1. Why TCP Has Skicky Packets and How to Resolve¶
When we search online for socket programming, examples usually tell you how to initialize sockets and configure them. In real application developmenet, setting up socket objects/instances may not be enough. Some of you may have found that when using TCP to setup a socket connection between two hosts, say host A and B, sometimes A sends two packets each of size 20 bytes but B receives one big packets of size 40 bytes. This phenomenon is given a nickname called sticky packets. Moreover, UDP protocol doesn’t have Sticky packets. What’s the reason? How to resolve that?
1.1. Reasoning¶
The reason for sticky packets is that TCP is a streaming protocol while UDP is a datagram protocol. Fine, what’s next?
Let’s analogize TCP to a water pipe. There is a pipe connecting A and B. Once A pours some water into the pipe, B’ll receve the water after a while. The pipe has the following features:
The water molecules follow the same order as they were poured into the pipe.
The output volumn equals the input volumn.
The pipe may merge multiple segments of water streams because of the nature of water pipe.
Delay can be long.
The first two features free A and B from worrying the disordering and the loss of water. They are good news. But the third feature is the culprit for sticky packets.
What about UDP? UDP is a datagram protocol, so we can analogize it to a baggage carousel connecting A and B. A repeatively puts luggages onto the carousel, and B gets the luggages as soon as they arrived. The carousel has the following features:
Since each luggage tries its best to reach the destination, depending on the carousel, the order of receiving luggages may be different from the order of sending.
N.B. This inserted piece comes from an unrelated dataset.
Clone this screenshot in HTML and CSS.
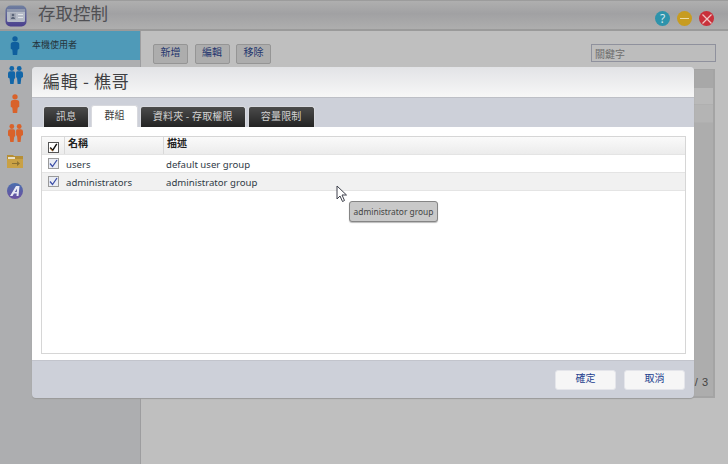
FILE: index.html
```html
<!DOCTYPE html>
<html lang="zh-Hant">
<head>
<meta charset="utf-8">
<title>存取控制</title>
<link rel="stylesheet" href="styles.css">
</head>
<body>
<div class="app">
  <header class="topbar">
    <svg class="app-icon" width="22" height="22" viewBox="0 0 22 22"><defs><linearGradient id="ai" x1="0" y1="0" x2="0" y2="1"><stop offset="0" stop-color="#6f7f9f"/><stop offset="1" stop-color="#4a3f8e"/></linearGradient></defs><rect x="0.500" y="0.500" width="21" height="21" rx="5" fill="url(#ai)"/><rect x="2" y="4" width="18" height="13" rx="1.500" fill="#b4bac6"/><rect x="2" y="4" width="18" height="3" fill="#8f98ad"/><rect x="5" y="8" width="6" height="7" fill="#a3a8b5"/><circle cx="8" cy="10" r="1.300" fill="#5a6478"/><path d="M6 14c0-2.600 4-2.600 4 0z" fill="#5a6478"/><rect x="13" y="9" width="5" height="1" fill="#dfe2e8"/><rect x="13" y="12" width="5" height="1" fill="#dfe2e8"/></svg>
    <h1 class="app-title">存取控制</h1>
    <div class="win-btns">
      <span class="win-btn help">?</span>
      <span class="win-btn min"><i class="dash"></i></span>
      <span class="win-btn close"><svg width="14" height="14" viewBox="0 0 14 14"><path d="M2.500 2.500l9 9M11.500 2.500l-9 9" stroke="#f0c4c4" stroke-width="1.300" fill="none"/></svg></span>
    </div>
  </header>
  <div class="main">
    <aside class="sidebar">
      <div class="side-item active">
        <svg class="ic-one" viewBox="0 0 10 20"><circle cx="5" cy="3" r="2.800" fill="#0f5f9e"/><path d="M0.500 9q0-2.800 2.500-2.800h4Q9.500 6.200 9.500 9v4.500l-1.700 1-.5 5.500H2.700l-.5-5.500-1.700-1z" fill="#0f5f9e"/></svg>
        <span>本機使用者</span>
      </div>
      <div class="side-icon">
        <svg class="ic-two" viewBox="0 0 15 18"><circle cx="3.800" cy="2.500" r="2.400" fill="#1266a8"/><circle cx="11.200" cy="2.500" r="2.400" fill="#1266a8"/><path d="M0 7.500q0-2.200 2.200-2.200h3.200q1.800 0 1.800 2.200v4.500l-1 1-.6 5H2.200L1.600 12.500 0 11.500z" fill="#1266a8"/><path d="M15 7.500q0-2.200-2.200-2.200H9.600q-1.200 0-1.500 1.200v4.500l1 1.500.5 5.500h3l.7-6 1.700-1z" fill="#1266a8"/></svg>
      </div>
      <div class="side-icon">
        <svg class="ic-one" viewBox="0 0 10 20"><circle cx="5" cy="3" r="2.800" fill="#d9622a"/><path d="M0.500 9q0-2.800 2.500-2.800h4Q9.500 6.200 9.500 9v4.500l-1.700 1-.5 5.500H2.700l-.5-5.500-1.700-1z" fill="#d9622a"/></svg>
      </div>
      <div class="side-icon">
        <svg class="ic-two" viewBox="0 0 15 18"><circle cx="3.800" cy="2.500" r="2.400" fill="#d9622a"/><circle cx="11.200" cy="2.500" r="2.400" fill="#d9622a"/><path d="M0 7.500q0-2.200 2.200-2.200h3.200q1.800 0 1.800 2.200v4.500l-1 1-.6 5H2.200L1.600 12.500 0 11.500z" fill="#d9622a"/><path d="M15 7.500q0-2.200-2.200-2.200H9.600q-1.200 0-1.500 1.200v4.500l1 1.500.5 5.500h3l.7-6 1.700-1z" fill="#d9622a"/></svg>
      </div>
      <div class="side-icon">
        <svg width="16" height="13" viewBox="0 0 16 13"><path d="M0 0h6l1 1h9v12H0z" fill="#b68f35"/><rect x="1" y="2" width="7" height="2" fill="#e8e0c8"/><rect x="0" y="4" width="16" height="9" fill="#c9a145"/><path d="M5 8h5V6l3 2.500L10 11V9H5z" fill="#8d7233"/></svg>
      </div>
      <div class="side-icon">
        <svg width="16" height="16" viewBox="0 0 16 16"><defs><linearGradient id="ag" x1="0" y1="0" x2="0" y2="1"><stop offset="0" stop-color="#4a6fae"/><stop offset="1" stop-color="#6a4fa0"/></linearGradient></defs><circle cx="8" cy="8" r="8" fill="url(#ag)"/><path d="M3 13L9 3h3.500l-1 10H9.500l.2-2.500H7L5.500 13zM7.800 9h2l.3-3.500z" fill="#e8e9f4"/></svg>
      </div>
    </aside>
    <section class="content">
      <div class="toolbar">
        <button class="tool-btn">新增</button>
        <button class="tool-btn">編輯</button>
        <button class="tool-btn">移除</button>
        <input class="search" placeholder="關鍵字">
      </div>
      <div class="behind-table">
        <div class="bt-head"></div>
        <div class="bt-row"></div>
        <div class="bt-row alt"></div>
        <div class="bt-pager">/ 3</div>
      </div>
    </section>
  </div>

  <div class="modal">
    <div class="modal-head">編輯 - 樵哥</div>
    <div class="tabs">
      <span class="tab">訊息</span>
      <span class="tab current">群組</span>
      <span class="tab">資料夾 - 存取權限</span>
      <span class="tab">容量限制</span>
    </div>
    <div class="modal-body">
      <div class="grid">
        <div class="grid-row grid-header">
          <div class="c-check"><span class="check master"><svg width="11" height="11" viewBox="0 0 11 11"><path d="M1.500 5.500l3 3.500 5-8" stroke="#111" stroke-width="1.800" fill="none"/><path d="M1.500 7l3 3" stroke="#e8851c" stroke-width="1" fill="none"/></svg></span></div>
          <div class="c-name">名稱</div>
          <div class="c-desc">描述</div>
        </div>
        <div class="grid-row">
          <div class="c-check"><span class="check"><svg width="9" height="9" viewBox="0 0 9 9"><path d="M1 4.500l2.500 3L8 1" stroke="#3d4fa8" stroke-width="1.300" fill="none"/></svg></span></div>
          <div class="c-name">users</div>
          <div class="c-desc">default user group</div>
        </div>
        <div class="grid-row odd">
          <div class="c-check"><span class="check"><svg width="9" height="9" viewBox="0 0 9 9"><path d="M1 4.500l2.500 3L8 1" stroke="#3d4fa8" stroke-width="1.300" fill="none"/></svg></span></div>
          <div class="c-name">administrators</div>
          <div class="c-desc">administrator group</div>
        </div>
      </div>
    </div>
    <div class="modal-foot">
      <button class="foot-btn">確定</button>
      <button class="foot-btn">取消</button>
    </div>
  </div>

  <svg class="cursor" width="12" height="18" viewBox="0 0 12 18"><path d="M1 1v13l3-3 2.500 5.500 2-1L6 10h4.500z" fill="#fff" stroke="#3c3f4a" stroke-width="1"/></svg>
  <div class="tooltip">administrator group</div>
</div>
</body>
</html>
```

FILE: styles.css
```css
* { box-sizing: border-box; }
html, body { margin: 0; padding: 0; }
body {
  width: 728px;
  height: 464px;
  overflow: hidden;
  font-family: "Noto Sans", "Noto Sans CJK TC", sans-serif;
  background: #bfbfbf;
}
.app {
  position: relative;
  width: 728px;
  height: 464px;
  display: flex;
  flex-direction: column;
}
.topbar {
  height: 31px;
  flex: none;
  display: flex;
  align-items: center;
  padding: 0 14px 0 5px;
  background: linear-gradient(#afafaf, #a1a1a3 45%, #aeaeae);
  border-top: 1px solid #9c9c9c;
  border-bottom: 2px solid #9a9a9a;
}
.app-icon { flex: none; margin-top: 1px; }
.app-title {
  margin: -5px 0 0 11px;
  font-size: 17.500px;
  font-weight: 400;
  line-height: 24px;
  color: #505054;
  font-family: "Noto Sans CJK TC", sans-serif;
}
.win-btns { margin-left: auto; display: flex; gap: 7px; margin-top: 7px; }
.win-btn {
  width: 15px;
  height: 15px;
  border-radius: 50%;
  display: flex;
  align-items: center;
  justify-content: center;
  font-size: 12px;
  color: #d5e8ee;
}
.win-btn.help { background: #2e93ab; }
.win-btn.min { background: #c79c20; }
.win-btn.close { background: #c9303a; }
.dash { display: block; width: 9px; height: 1px; background: #ecdca8; }
.main { flex: 1; display: flex; min-height: 0; }
.sidebar {
  width: 141px;
  flex: none;
  background: #adaeb0;
  border-right: 1px solid #9d9d9f;
  display: flex;
  flex-direction: column;
}
.side-item {
  height: 29px;
  display: flex;
  align-items: center;
  gap: 12px;
  padding: 0 0 0 10px;
  background: #4f9ab8;
  font: 9px "Noto Sans CJK TC", sans-serif;
  color: #25333b;
}
.side-item span { margin-top: -3px; }
.side-icon {
  height: 29px;
  margin-left: 7px;
  width: 16px;
  display: flex;
  align-items: center;
  justify-content: center;
}
.ic-one { width: 10px; height: 19px; flex: none; }
.ic-two { width: 15px; height: 18px; flex: none; }
.content { flex: 1; position: relative; padding: 13px 12px 0 12px; }
.toolbar { display: flex; align-items: flex-start; gap: 6.500px; height: 25px; }
.tool-btn {
  width: 35px;
  height: 20px;
  padding: 0 0 5px;
  font: 10px/14px "Noto Sans CJK TC", sans-serif;
  color: #23356e;
  background: #adadad;
  border: 1px solid #959595;
  border-radius: 2px;
}
.search {
  margin-left: auto;
  width: 125px;
  height: 18px;
  padding: 0 3px;
  background: #bdbdbd;
  border: 1px solid #8f919d;
  font: 10px "Noto Sans CJK TC", sans-serif;
  color: #666;
}
.search::placeholder { color: #6e6e6e; opacity: 1; }
.behind-table {
  margin-right: 1px;
  height: 329px;
  background: #adadad;
  border: 1px solid #a4a4a4;
  border-right-width: 2px;
  border-bottom-width: 2px;
  position: relative;
}
.bt-head { height: 18px; background: #a8a8a8; }
.bt-row { height: 17px; background: #b9b9b9; border-bottom: 1px solid #b0b0b0; }
.bt-row.alt { height: 18px; background: #b4b4b4; }
.bt-pager {
  position: absolute;
  right: 5px;
  bottom: 8px;
  font: 11px "Liberation Sans", sans-serif;
  color: #444;
  word-spacing: 1px;
}
.modal {
  position: absolute;
  left: 32px;
  top: 67px;
  width: 662px;
  height: 331px;
  border-radius: 4px;
  background: #cdd0d9;
  overflow: hidden;
  box-shadow: 0 1px 1px #9a9a9a;
  display: flex;
  flex-direction: column;
}
.modal-head {
  height: 31px;
  flex: none;
  padding-left: 11px;
  background: linear-gradient(#e2e3e6, #f7f7f7);
  border-bottom: 1px solid #bdbfc6;
  font: 17px/28px "Noto Sans CJK TC", sans-serif;
  color: #3f3f42;
  letter-spacing: 0.700px;
}
.tabs {
  height: 29px;
  flex: none;
  display: flex;
  align-items: flex-end;
  gap: 2px;
  padding-left: 11px;
}
.tab {
  height: 21px;
  padding: 0 12px;
  border-radius: 3px 3px 0 0;
  background: linear-gradient(#4b4b4b, #232323);
  border: 1px solid #d8d9de;
  border-bottom: 0;
  color: #d2d2d2;
  font: 10px/18px "Noto Sans CJK TC", sans-serif;
  letter-spacing: 0.200px;
}
.tab.current {
  background: #fff;
  color: #3c3c3c;
  height: 22px;
}
.modal-body {
  height: 233px;
  flex: none;
  background: #fff;
  padding: 9px 8px 6px 9px;
}
.grid {
  height: 100%;
  border: 1px solid #d6d6d6;
  display: flex;
  flex-direction: column;
  font-size: 9.600px;
  color: #2f3a46;
}
.grid-row {
  height: 18px;
  flex: none;
  display: flex;
  align-items: center;
  border-bottom: 1px solid #e4e4e4;
}
.grid-row.odd { background: #f1f1f1; }
.grid-header {
  height: 18px;
  background: linear-gradient(#fafafa, #ececec);
  font: 700 10px "Noto Sans CJK TC", sans-serif;
  color: #222;
}
.c-check { width: 22px; flex: none; display: flex; justify-content: center; }
.c-name { width: 99px; flex: none; padding: 1px 0 0 2px; }
.c-desc { flex: 1; padding: 1px 0 0 3px; }
.grid-header .c-name, .grid-header .c-desc { border-left: 1px solid #d9d9d9; height: 100%; line-height: 12px; padding: 0 0 0 3px; }
.check {
  width: 11px;
  height: 11px;
  border: 1px solid #9a9a9a;
  background: #e9ecf4;
  display: flex;
  align-items: center;
  justify-content: center;
}
.check.master { background: #fff; border-color: #555; margin-top: 4px; }
.modal-foot {
  flex: 1;
  display: flex;
  justify-content: flex-end;
  align-items: flex-start;
  gap: 8px;
  padding: 9px 9px 0 0;
  border-top: 1px solid #c2c4cc;
}
.foot-btn {
  width: 61px;
  height: 20px;
  padding: 0 0 4px;
  background: #f6f6f6;
  border: 1px solid #e4e5ea;
  border-radius: 3px;
  color: #23408e;
  font: 10px/14px "Noto Sans CJK TC", sans-serif;
}
.cursor { position: absolute; left: 336px; top: 185px; }
.tooltip {
  position: absolute;
  left: 349px;
  top: 201px;
  width: 89px;
  height: 21px;
  background: #c9c9c9;
  border: 1px solid #858585;
  border-radius: 3px;
  box-shadow: 0 1px 1px #bbb;
  font-size: 8.400px;
  line-height: 19px;
  text-align: center;
  color: #444;
}
```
Some luggages may somehow get lost.
Luggages will never be merged.
Delay depends on the carousel speed, but is shorter than water pipe model.
1.2. Solution¶
Sticky Packets is a behavior (should not be treated as a problem because it’s the feature of TCP) developers need to look at. A simple solution is to add a header to each TCP packet at the sender, and the receiver splits received packets based on the header information. There are generally two methods. Pick one that suits your application.
1.2.1. Add a deliminator¶
Add a deliminator at the end of the packet. The receiver searchs for deliminators to split a packet.
1.2.2. Add a packet length¶
Add a packet length at the beginning of the packet. The receiver reads the packet length and then splits the packet based on the length.